The boldface values highlight the clusters where each species is abundant. For example, carcar (ironwood) is abundant in clusters 2 and 3. This operation is carried out across the rows of the table.

Each cluster is then characterized by the species that are highlighted in its column. For example, cluster 1 is characterized by a high abundance of faggra, or beech trees. This operation is carried out across the columns of the table.

In summary, we find:

Cluster 1: primarily Beech (faggra)
Cluster 2: Ironwood (carcar) and Sweetgum (liqsty)
Cluster 3: Ironwood (carcar) and Swamp Chestnut Oak(quemic)
Cluster 4: primarily Blue Beech (ostvir)
Cluster 5: Beech (faggra), Swamp Chestnut Oak(quemic), and Horse Sugar(symtin)
Cluster 6: Sweetgum (liqsty), Blue Beech (ostvir) and Horse Sugar(symtin)

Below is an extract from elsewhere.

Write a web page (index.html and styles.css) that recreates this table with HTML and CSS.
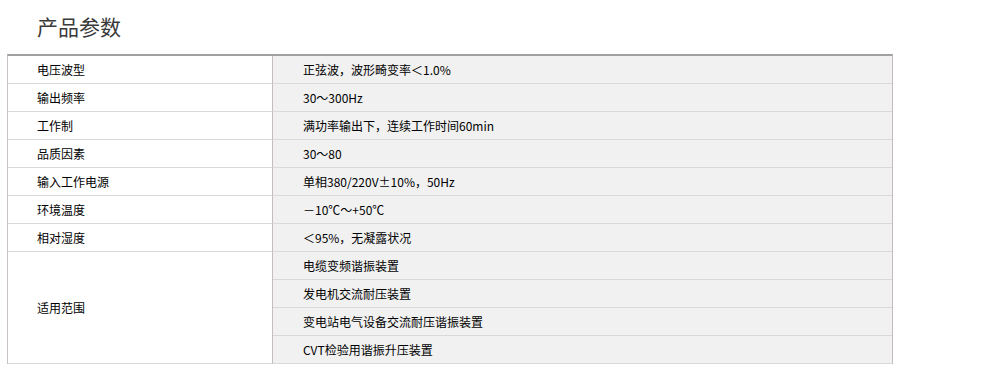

It is also useful to summarize the results in the cluster diagram:

cluster diagram

We can see that the two ironwood clusters (2 and 3) are joined. Ironwood is an understory species that tend to be found in wet regions that may be frequently flooded. Cluster 2 also contains sweetgum, an overstory species found in disturbed habitats, while cluster 3 contains swamp chestnut oak, an overstory species characteristic of undisturbed habitats.

Clusters 5 and 6 both contain horse sugar, an understory species characteristic of light gaps in the forest. Cluster 5 also contains beech and swamp chestnut oak, two overstory species characteristic of undisturbed habitats. These are likely to be saplings of the two species growing in the horse sugar light gaps. Cluster 6 also contains blue beech, an understory species similar to ironwood, but characteristic of uplands.

Cluster 4 is dominated by blue beech, an understory species characteristic of uplands

Cluster 1 is dominated by beech, an overstory species most abundant in undisturbed habitats.

From the above description, you can see that a meaningful interpretation of the results of cluster analysis is best obtained using subject-matter knowledge.